Data lines →
'''

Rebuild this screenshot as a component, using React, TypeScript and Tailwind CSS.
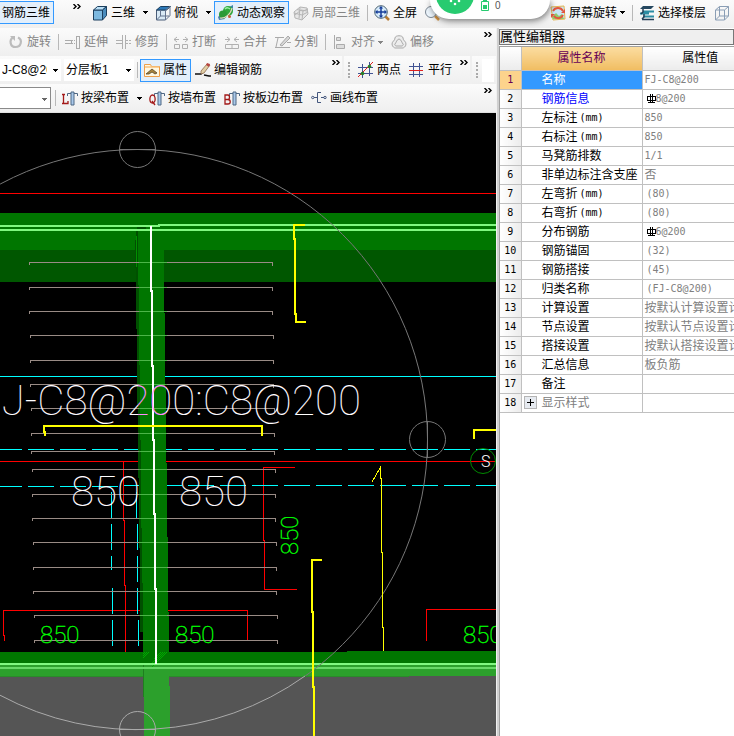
import { ReactNode } from 'react';
import clsx from 'clsx';

interface ToolButtonProps {
  label?: string;
  title?: string;
  icon?: ReactNode;
  active?: boolean;
  disabled?: boolean;
  caret?: boolean;
}

function Caret() {
  return (
    <svg viewBox="0 0 5 3" className="w-[5px] h-[3px] shrink-0" shapeRendering="crispEdges">
      <path d="M0 0h5L2.5 3z" fill="currentColor" />
    </svg>
  );
}

function ToolButton({ label, title, icon, active, disabled, caret }: ToolButtonProps) {
  return (
    <button
      type="button"
      disabled={disabled}
      aria-label={label ?? title}
      className={clsx(
        'flex items-center gap-[3px] h-[23px] shrink-0 whitespace-nowrap',
        active ? 'px-[3px] border border-[#3399ff] bg-[#e3effb]' : 'px-1',
        disabled ? 'text-[#858585]' : 'text-black'
      )}
    >
      {icon && <svg viewBox="0 0 16 16" className="w-4 h-4 shrink-0" fill="none">{icon}</svg>}
      {label}
      {caret && <Caret />}
    </button>
  );
}

function DropButton({ title }: { title: string }) {
  return (
    <button type="button" aria-label={title} className="flex items-center justify-center w-3 h-[23px] shrink-0">
      <Caret />
    </button>
  );
}

function Separator() {
  return (
    <div className="w-1.5 h-4 shrink-0 flex justify-center">
      <div className="w-px h-full bg-[#b8b8b8]" />
    </div>
  );
}

function Overflow() {
  return (
    <button type="button" aria-label="更多" className="self-start mt-1 w-3 shrink-0 flex justify-center">
      <svg viewBox="0 0 8 5" className="w-2 h-[5px]" fill="none" stroke="#000" strokeWidth="1.4">
        <path d="M.5 0 3 2.5.5 5M4.5 0 7 2.500 4.500 5" />
      </svg>
    </button>
  );
}

function Grip() {
  return <div className="w-0.5 h-4 mx-1 shrink-0 border-l-2 border-dotted border-[#aaaaaa]" />;
}

const bar = 'flex items-center bg-linear-to-b from-[#fbfbfb] to-[#efefef]';

const icons = {
  cube: (
    <>
      <path d="M1.500 5h9v10h-9z" fill="#7db9e0" stroke="#1c3f5e" />
      <path d="M1.500 5l4-3.500h9l-4 3.500z" fill="#b9dff7" stroke="#1c3f5e" />
      <path d="M10.500 5l4-3.500v9l-4 4.500z" fill="#4a8cbd" stroke="#1c3f5e" />
    </>
  ),
  topView: (
    <>
      <path d="M1.500 5h9v10h-9z" fill="#d9e9f5" stroke="#4b5d78" />
      <path d="M1.500 5l4-3.500h10l-4 3.500z" fill="#2b78b8" stroke="#1c3f5e" />
      <path d="M10.500 5l4.500-3.500v9l-4.500 4.500zM5.500 5v6h9M5.500 11l-4 4" stroke="#64748f" />
    </>
  ),
  orbit: (
    <>
      <path d="M0 12l3-3 4 5-6 1z" fill="#4c7fae" />
      <path d="M9 3l6-3v5l-3 5z" fill="#3d86a8" />
      <circle cx="10" cy="6" r="5" fill="#31a83c" />
      <circle cx="5" cy="9.500" r="4" fill="#2c9a38" />
      <path d="M2 13c5 1 11-4 12-10" stroke="#e8d9c1" strokeWidth="1.200" />
      <path d="M7 4c2-2 4-1 5 0" stroke="#9cf1a7" strokeWidth="1.500" />
      <circle cx="11.500" cy="11.500" r="1.500" fill="#c65b34" />
    </>
  ),
  partial: (
    <g stroke="#b5b5b5" fill="#e7e7e7">
      <path d="M1 7l6-5 7 1 1 6-6 6-7-2z" />
      <path d="M4 4.500l6 1.500-1 9M7 2.500l-1 11M2 10l6-5 6 1M10 6l5-2M1 8l8 2 6-3" fill="none" />
    </g>
  ),
  fit: (
    <>
      <path d="M11 11l4 4" stroke="#b67b34" strokeWidth="2.500" />
      <circle cx="7" cy="7" r="6.300" fill="#d8ecfb" stroke="#49606f" />
      <path d="M7 2v10M2 7h10" stroke="#173e9a" strokeWidth="1.500" />
      <path d="M7 1l2.200 2.500H4.800zM7 13l2.200-2.500H4.800zM1 7l2.500-2.200v4.400zM13 7l-2.500-2.200v4.400z" fill="#173e9a" />
    </>
  ),
  zoom: (
    <>
      <path d="M10 11l4 4" stroke="#d39646" strokeWidth="2.500" />
      <circle cx="6" cy="7" r="5.500" fill="#edf6fd" stroke="#7b8793" />
    </>
  ),
  screenRotate: (
    <>
      <path d="M1 2l13-1 1 13-12 1z" fill="#c8e6f5" stroke="#e4b44f" />
      <path d="M2 12l4-4 3 3 3-2 2 5H3z" fill="#8fcb6a" />
      <path d="M3 6c2-4 8-4 10 0M13 10c-2 4-7 4-9 1" stroke="#e3553f" strokeWidth="1.800" />
      <path d="M15 4v4h-4zM1 13V9h4z" fill="#e3553f" />
    </>
  ),
  floors: (
    <>
      <path d="M1 4l3-3h11l-3 3z" fill="#25475f" />
      <path d="M4 6.500h11M1 8.500h9M4 11.500h11" stroke="#2b8ca3" strokeWidth="2" />
      <path d="M3 14.500h12M4 4v3l-2 2M5 9v3l-2 2" stroke="#243e57" strokeWidth="1.500" />
    </>
  ),
  wire: <path d="M1.500 5h9v10h-9zM1.500 5l4-3.500h9l-4 3.500M10.500 15l4-4v-9.500M5.500 1.500v9.500h9M5.500 11l-4 4" stroke="#8a9eb5" />,
  rotate: (
    <>
      <path d="M5 3.500C1 6 2 13 7.500 13S15 6 10 3.500" stroke="#bcbcbc" strokeWidth="2.200" />
      <path d="M2 2h5v5z" fill="#bcbcbc" />
    </>
  ),
  extend: (
    <g stroke="#ababab" shapeRendering="crispEdges">
      <path d="M0 6.500h6v3H0M11.500 2h3v12h-3z" />
      <path d="M7 6.500h4M7 9.500h4" strokeDasharray="1 1" />
    </g>
  ),
  trim: (
    <g stroke="#b0b0b0" shapeRendering="crispEdges">
      <path d="M0 6.500h6M0 9.500h6M6.500 1v14M9.500 1v14" />
      <path d="M10 6.500h6M10 9.500h6" strokeDasharray="2 1" />
    </g>
  ),
  break: (
    <g stroke="#b0b0b0">
      <path d="M1.500 10.500h5v4h-5zM9.500 10.500h5v4h-5z" />
      <path d="M1 5.500h5M4 3 1 5.500 4 8M15 5.500h-5M12 3l3 2.500L12 8" />
    </g>
  ),
  merge: (
    <g stroke="#b0b0b0">
      <path d="M1.500 10.500h13v4h-13zM8 10v5" />
      <path d="M1 5.500h5M3 3l3 2.500L3 8M15 5.500h-5M13 3l-3 2.500L13 8" />
    </g>
  ),
  split: (
    <g stroke="#a9a9a9">
      <path d="M0 3.500h9M12 8.500h4M0 13.500h15M3 4l-2 9" />
      <path d="M5 11l8-9 2 2-8 8z" fill="#d6d6d6" />
    </g>
  ),
  align: (
    <g stroke="#ababab" fill="#dddddd">
      <path d="M2.500 1v14" />
      <path d="M4.500 3.500h4v3h-4zM4.500 10.500h8v4h-8z" />
    </g>
  ),
  offset: (
    <g stroke="#a9a9a9">
      <path d="M1 10c0-3 3-3 3-6s8-3 8 0 3 3 3 6-3 4-3 4H4s-3-1-3-4z" fill="#ededed" />
      <path d="M4 10c1-1 2-5 4-5s3 4 4 5-1 2-1 2H5s-2-1-1-2z" />
    </g>
  ),
  props: (
    <>
      <path d="M.5 2.500h6l1 2h8v10H.5z" fill="#fff8e2" stroke="#ef9f4a" />
      <path d="M1 5h14" stroke="#f7c27c" strokeWidth="1.500" />
      <path d="M2 12l6-5 5 4-2 1-3-2-3 2z" fill="#a9853d" stroke="#54452b" strokeWidth="0.800" />
    </>
  ),
  editBar: (
    <>
      <path d="M0 12h6l2-2M9 13l5 1h2" stroke="#111" strokeWidth="1.500" />
      <path d="M6 9l6-7 3 1-6 8-3 1z" fill="#e2cfa5" stroke="#8d6a4c" strokeWidth="0.800" />
      <path d="M12 1l3 1-1 3-3-2z" fill="#b84642" />
    </>
  ),
  twoPoint: (
    <>
      <path d="M0 5.500h15M0 11.500h15M4.500 2v14M11.500 0v14" stroke="#415393" />
      <path d="M0 15 15 0" stroke="#df2020" />
      <circle cx="4.500" cy="11.500" r="1.800" fill="#287d25" />
      <circle cx="11.500" cy="4.500" r="1.800" fill="#287d25" />
    </>
  ),
  parallel: (
    <g shapeRendering="crispEdges">
      <path d="M0 4.500h14M0 12.500h14M4.500 1v14M10.500 1v14" stroke="#415393" />
      <path d="M0 8.500h14" stroke="#df2020" />
    </g>
  ),
};

/* T-shaped slab mark shared by the beam, wall and edge layout tools */
function layoutIcon(mark: ReactNode) {
  return (
    <>
      <path d="M5.500 6V3.500h10V6" stroke="#4f6884" />
      <path d="M9 2h3v13H9z" fill="#a9c8ea" stroke="#4f6884" />
      <g stroke="#a31919" strokeWidth="1.300">{mark}</g>
    </>
  );
}

const beamIcon = layoutIcon(<path d="M0 4.500h3M1.500 4v9.500M0 13.500h6V11" />);
const wallIcon = layoutIcon(<path d="M3.500 5C0 5 0 13 3.500 13s3.500-8 0-8zM3 11l3 4" />);
const edgeIcon = layoutIcon(<path d="M1 5v9h3c3 0 3-4.500 0-4.500H1h3C6 9.500 6 5 4 5z" />);
const lineIcon = (
  <g stroke="#44577e">
    <circle cx="1.800" cy="7.500" r="1.200" />
    <circle cx="14" cy="7.500" r="1.200" />
    <path d="M3 7.500h3M10 2.500H6.500v10H10M10 7.500h3" />
  </g>
);

interface ComboProps {
  label: string;
  value: string;
  className: string;
}

function Combo({ label, value, className }: ComboProps) {
  return (
    <div className={clsx('relative h-[22px] shrink-0 bg-white', className)}>
      <select aria-label={label} className="appearance-none w-full h-full pl-0.5 pr-3.5 outline-none text-[12px]">
        <option>{value}</option>
      </select>
      <span className="absolute right-[3px] top-[10px] pointer-events-none">
        <Caret />
      </span>
    </div>
  );
}

function RebarMark() {
  return (
    <svg viewBox="0 0 9 9" className="w-[9px] h-[9px] ml-0.5 shrink-0" fill="none" stroke="#000" shapeRendering="crispEdges">
      <path d="M.5 2.500h8v4h-8zM3.500 0v9M5.500 0v9M1 8.500h7" />
    </svg>
  );
}

interface Property {
  name: string;
  unit?: string;
  value: string;
  rebar?: boolean;
  indent?: boolean;
}

const properties: Property[] = [
  { name: '名称', value: 'FJ-C8@200' },
  { name: '钢筋信息', value: '8@200', rebar: true },
  { name: '左标注', unit: '(mm)', value: '850' },
  { name: '右标注', unit: '(mm)', value: '850' },
  { name: '马凳筋排数', value: '1/1' },
  { name: '非单边标注含支座', value: '否' },
  { name: '左弯折', unit: '(mm)', value: '(80)', indent: true },
  { name: '右弯折', unit: '(mm)', value: '(80)', indent: true },
  { name: '分布钢筋', value: '6@200', rebar: true },
  { name: '钢筋锚固', value: '(32)', indent: true },
  { name: '钢筋搭接', value: '(45)', indent: true },
  { name: '归类名称', value: '(FJ-C8@200)', indent: true },
  { name: '计算设置', value: '按默认计算设置计算' },
  { name: '节点设置', value: '按默认节点设置计算' },
  { name: '搭接设置', value: '按默认搭接设置计算' },
  { name: '汇总信息', value: '板负筋' },
  { name: '备注', value: '' },
  { name: '显示样式', value: '' },
];

const mono = "font-['DejaVu_Sans_Mono','Noto_Sans_CJK_SC',monospace]";

function PropertyEditor() {
  return (
    <aside className="w-[237px] shrink-0 flex flex-col overflow-hidden bg-white border-l-2 border-[#d0d0d0]">
      <h2 className="h-4 mt-px shrink-0 flex items-center text-[13px] bg-[#efefef] border border-[#777777]">属性编辑器</h2>
      <div className="flex-1 mt-px border-l border-t border-[#a0a0a0] overflow-hidden">
        <table className="table-fixed w-[258px] border-collapse text-[12px] leading-[18px]">
          <thead>
            <tr className="h-[23px]">
              <th className="w-[21px] p-0 border-r border-b border-[#c0c0c0] bg-linear-to-b from-white to-[#ececec]" aria-label="序号" />
              <th className="w-[121px] p-0 font-normal text-[#660055] border-r border-b border-[#c0c0c0] bg-linear-to-b from-[#fbdda0] to-[#f0bd61]">属性名称</th>
              <th className="p-0 font-normal border-b border-[#c0c0c0] bg-linear-to-b from-white to-[#ececec]">属性值</th>
            </tr>
          </thead>
          <tbody>
            {properties.map((p, i) => (
              <tr key={p.name} className="h-[19px]">
                <td
                  className={clsx(
                    'p-0 text-center text-[10px] border-r border-b border-[#c0c0c0]',
                    mono,
                    i === 0 ? 'bg-[#fcd38c] text-[#660055]' : 'bg-linear-to-r from-white to-[#ececec]'
                  )}
                >
                  {i + 1}
                </td>
                <td
                  className={clsx(
                    'p-0 whitespace-nowrap border-r border-b border-[#c0c0c0]',
                    i === 0 && 'bg-[#3399ff] text-white',
                    i === 1 && 'text-[#0000ff]',
                    i === 17 && 'text-[#808080]'
                  )}
                >
                  <div className="flex items-center h-[18px]">
                    <span className="w-5 shrink-0 flex items-center pl-0.5">
                      {i === 17 && (
                        <button type="button" aria-label="展开" className="w-[13px] h-[13px] border border-[#b5b5b5] bg-[#e6eaf0] flex items-center justify-center">
                          <svg viewBox="0 0 7 7" className="w-[7px] h-[7px]" stroke="#000" shapeRendering="crispEdges">
                            <path d="M0 3.500h7M3.500 0v7" />
                          </svg>
                        </button>
                      )}
                    </span>
                    {p.name}
                    {p.unit && <span className={clsx('text-[10px] pl-0.5', mono)}>{p.unit}</span>}
                  </div>
                </td>
                <td className="p-0 whitespace-nowrap text-[#808080] border-b border-[#c0c0c0]">
                  <div className={clsx('flex items-center h-[18px]', p.indent ? 'pl-1' : 'pl-0.5')}>
                    {p.rebar && <RebarMark />}
                    <span className={/^[\x20-\x7e]*$/.test(p.value) ? clsx('text-[10px]', mono) : undefined}>{p.value}</span>
                  </div>
                </td>
              </tr>
            ))}
          </tbody>
        </table>
      </div>
    </aside>
  );
}

const barRows = [262, 287, 311, 335, 360, 384, 408, 433, 451, 469, 494, 518, 542, 567, 591, 615, 640];

function Viewport() {
  return (
    <svg
      viewBox="0 113 496 623"
      preserveAspectRatio="xMinYMin slice"
      className="block w-full flex-1 min-h-0 bg-black font-['Roboto',sans-serif]"
      fill="none"
    >
      <defs>
        <linearGradient id="overBeam" gradientUnits="userSpaceOnUse" x1="0" y1="0" x2="496" y2="0">
          <stop offset="0.278" stopColor="#ffffff" />
          <stop offset="0.278" stopColor="#ff8cff" />
          <stop offset="0.334" stopColor="#ff8cff" />
          <stop offset="0.334" stopColor="#ffffff" />
        </linearGradient>
        <linearGradient id="barTint" gradientUnits="userSpaceOnUse" x1="0" y1="0" x2="496" y2="0">
          <stop offset="0.28" stopColor="#998b85" />
          <stop offset="0.28" stopColor="#4cb548" />
          <stop offset="0.336" stopColor="#4cb548" />
          <stop offset="0.336" stopColor="#998b85" />
        </linearGradient>
        <pattern id="hatch" width="2" height="2" patternUnits="userSpaceOnUse">
          <path d="M0 0h1v1H0zM1 1h1v1H1z" fill="#00aa00" />
        </pattern>
        <clipPath id="aboveSlab">
          <path d="M0 113h496v563H0z" />
        </clipPath>
      </defs>
      <g shapeRendering="crispEdges">
        {/* slabs */}
        <path d="M0 213h496v37H0z" fill="#007600" />
        <path d="M0 250h496v32H0z" fill="#005700" />
        <path d="M0 652h347v-1h149v25H0z" fill="#007600" />
        <path d="M0 664h496v12H0z" fill="#2ca02c" />
        <path d="M0 676h496v60H0z" fill="#555555" />
        <path d="M0 676h409" stroke="#2b8a2b" />

        {/* axes and guides */}
        <path d="M0 193.500h496M0 461.500h496M123.500 461v59h1v65h1v67M140 610.500H3.500v25h1v5M168 610.500h79.500v30" stroke="#ff0000" />
        <path d="M295 467.500h-31.500v73h1v49h32.500M426.500 641v-31.500H496" stroke="#ff0000" />
        <path d="M0 376.500h496" stroke="#00ffff" />
        <g stroke="#00ffff" strokeDasharray="26 6">
          <path d="M-4 449.500h500M-4 486.500h122M124 485.500h372" />
          <path d="M111.500 492v78M112.500 588v58M136.500 492v26M137.500 524v90M138.500 620v26" />
        </g>

        {/* beam */}
        <path d="M138 227h-1l-2 18 1 45 1 76 1 74 1 74 1 66v52h6V227z" fill="#005000" />
        <path d="M138 230h26v83h1v75h1v75h1v74h1v75h1v40h-26v-69h-1v-55h-1v-88h-1v-75h-1v-80h-1z" fill="#007600" />
        <path d="M144 664h25v22h1v50h-26z" fill="#2ca02c" />
        <path d="M143.500 664v33" stroke="#207d20" />
        <path d="M136.500 236v31" stroke="#009000" />
        <path d="M143 652h8l-8 7zM159 652h9l-16 15v-5z" fill="url(#hatch)" />
        <path d="M0 226h159v-1h337M0 230h496M0 664h496" stroke="#80f880" strokeWidth="2" />
        <path d="M0 668h496" stroke="#68d968" strokeWidth="2" />

        {/* distribution bars */}
        {barRows.map((y, i) => {
          const left = 29 + Math.floor(i / 3);
          const right = 272 + Math.floor(i / 3);
          return <path key={y} d={`M${left}.5 ${y + 3}v-2.500H${right}.5v3`} stroke="url(#barTint)" />;
        })}
      </g>

      {/* orbit rings */}
      <g stroke="#777777">
        <circle cx="137.500" cy="439.500" r="290" clipPath="url(#aboveSlab)" />
        <circle cx="137.500" cy="149.500" r="18" />
        <circle cx="427.500" cy="439.500" r="18" />
        <path d="M119 149.500h37M427.500 421v37" />
      </g>
      <g stroke="#aaaaaa">
        <circle cx="137.500" cy="729.500" r="18" />
        <path d="M0 695.200A290 290 0 0 0 305 676" />
        <path d="M119 729.500h37" />
      </g>

      {/* rebar */}
      <g shapeRendering="crispEdges">
        <path d="M151 226v65h1v75h1v74h1v74h1v75h1v75" stroke="#ffffff" strokeWidth="2" />
        <g stroke="#ffff00" strokeWidth="2">
          <path d="M305 225h-11v14h1v75h1v8h10" />
          <path d="M45 436v-4h-1v-6h218v10M474 439v-9h22" />
          <path d="M322 560h-10v52h1v75h1v49" />
        </g>
        <path d="M372 482l8-14v10h1v74h1v75h1v24" stroke="#ffff00" />
      </g>
      <circle cx="483" cy="461" r="12.500" stroke="#008a00" />

      {/* annotations */}
      <g className="text-[42px] font-thin" fill="url(#overBeam)">
        <text x="361" y="415" textAnchor="end">J-C8@200:C8@200</text>
        <text x="71" y="506">850</text>
        <text x="179" y="506">850</text>
      </g>
      <g className="text-[24px] font-thin" fill="#00ff00" stroke="#00ff00" strokeWidth="0.400">
        <text x="40" y="643">850</text>
        <text x="175" y="643">850</text>
        <text x="463" y="643">850</text>
        <text transform="translate(298 555) rotate(-90)">850</text>
      </g>
      <text x="481" y="467" className="text-[16px] font-light" fill="#ffffff">S</text>
    </svg>
  );
}

/* desktop speed widget that hangs over the top edge */
function FloatingWidget() {
  return (
    <div className="absolute top-0 left-[430px] w-[120px] h-[19px] bg-white rounded-b-[19px] shadow-[1px_2px_6px_rgba(0,0,0,0.5)]">
      <svg viewBox="0 0 120 19" className="block w-full h-full">
        <circle cx="25" cy="-5" r="19" fill="#27cb70" />
        <g fill="#ffffff">
          <circle cx="21" cy="1" r="1.300" />
          <circle cx="29" cy="1" r="1.300" />
          <circle cx="25" cy="4" r="1.300" />
        </g>
        <path d="M51.500 1.500h7v9h-7z" fill="#ffffff" stroke="#27cb70" />
        <path d="M53 5h4v4h-4zM53 0h4v1h-4z" fill="#27cb70" />
        <text x="65" y="9" className="text-[10px]" fill="#555555">0</text>
      </svg>
    </div>
  );
}

export default function App() {
  return (
    <div className="h-screen flex flex-col overflow-hidden bg-[#f0f0f0] text-black text-[12px] font-['Liberation_Sans','Noto_Sans_CJK_SC',sans-serif]">
      <header className="relative flex items-center h-7 pb-[3px] shrink-0 overflow-hidden bg-linear-to-b from-[#fbfbfb] to-[#efefef]">
        <button type="button" className="h-[23px] w-[54px] shrink-0 pr-[3px] text-right whitespace-nowrap border border-l-0 border-[#3399ff] bg-[#e3effb]">
          钢筋三维
        </button>
        <div className="w-[17px] shrink-0" />
        <Overflow />
        <div className="w-[5px] shrink-0" />
        <ToolButton label="三维" icon={icons.cube} />
        <DropButton title="三维选项" />
        <ToolButton label="俯视" icon={icons.topView} />
        <DropButton title="俯视选项" />
        <ToolButton label="动态观察" icon={icons.orbit} active />
        <ToolButton label="局部三维" icon={icons.partial} disabled />
        <Separator />
        <ToolButton label="全屏" icon={icons.fit} />
        <ToolButton title="缩放" icon={icons.zoom} />
        <div className="w-[101px] shrink-0" />
        <ToolButton label="屏幕旋转" icon={icons.screenRotate} caret />
        <Separator />
        <ToolButton label="选择楼层" icon={icons.floors} />
        <ToolButton title="线框" icon={icons.wire} />
        <FloatingWidget />
      </header>

      <div className="flex flex-1 min-h-0">
        <main className="flex-1 min-w-0 flex flex-col pr-px">
          <div className={clsx(bar, 'h-7 pl-1 pr-0.5 shrink-0 overflow-hidden')}>
            <ToolButton label="旋转" icon={icons.rotate} disabled />
            <Separator />
            <ToolButton label="延伸" icon={icons.extend} disabled />
            <ToolButton label="修剪" icon={icons.trim} disabled />
            <Separator />
            <ToolButton label="打断" icon={icons.break} disabled />
            <ToolButton label="合并" icon={icons.merge} disabled />
            <ToolButton label="分割" icon={icons.split} disabled />
            <Separator />
            <ToolButton label="对齐" icon={icons.align} disabled caret />
            <ToolButton label="偏移" icon={icons.offset} disabled />
            <div className="flex-1" />
            <Overflow />
          </div>

          <div className="flex h-7 shrink-0 overflow-hidden">
            <div className={clsx(bar, 'flex-1 min-w-0')}>
              <Combo label="构件" value="J-C8@200" className="w-[61px]" />
              <Combo label="分层板" value="分层板1" className="w-[70px] ml-[3px]" />
              <Separator />
              <ToolButton label="属性" icon={icons.props} active />
              <ToolButton label="编辑钢筋" icon={icons.editBar} />
              <div className="flex-1" />
              <Overflow />
            </div>
            <div className={clsx(bar, 'ml-0.5')}>
              <Grip />
              <ToolButton label="两点" icon={icons.twoPoint} />
              <ToolButton label="平行" icon={icons.parallel} />
              <div className="w-0.5" />
              <Overflow />
            </div>
            <div className={clsx(bar, 'ml-0.5 pr-0.5')}>
              <Grip />
              <div className="w-3 h-[23px] bg-white" />
            </div>
          </div>

          <div className={clsx(bar, 'h-[29px] pr-0.5 shrink-0 overflow-hidden border-b border-[#e0e0e0]')}>
            <Combo label="布置方式" value="" className="w-[51px] border border-l-0 border-[#8a8a8a] text-[#666666]" />
            <div className="w-px shrink-0" />
            <Separator />
            <ToolButton label="按梁布置" icon={beamIcon} />
            <DropButton title="按梁布置选项" />
            <ToolButton label="按墙布置" icon={wallIcon} />
            <ToolButton label="按板边布置" icon={edgeIcon} />
            <ToolButton label="画线布置" icon={lineIcon} />
            <div className="flex-1" />
            <Overflow />
          </div>

          <Viewport />
        </main>
        <PropertyEditor />
      </div>
    </div>
  );
}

'''

Exercise task →
Leave out any pictures and return exactly the lines from the beginning of the data through the line with "import clsx from 'clsx';", inclusive.

The result →
Rebuild this screenshot as a component, using React, TypeScript and Tailwind CSS.
import { ReactNode } from 'react';
import clsx from 'clsx';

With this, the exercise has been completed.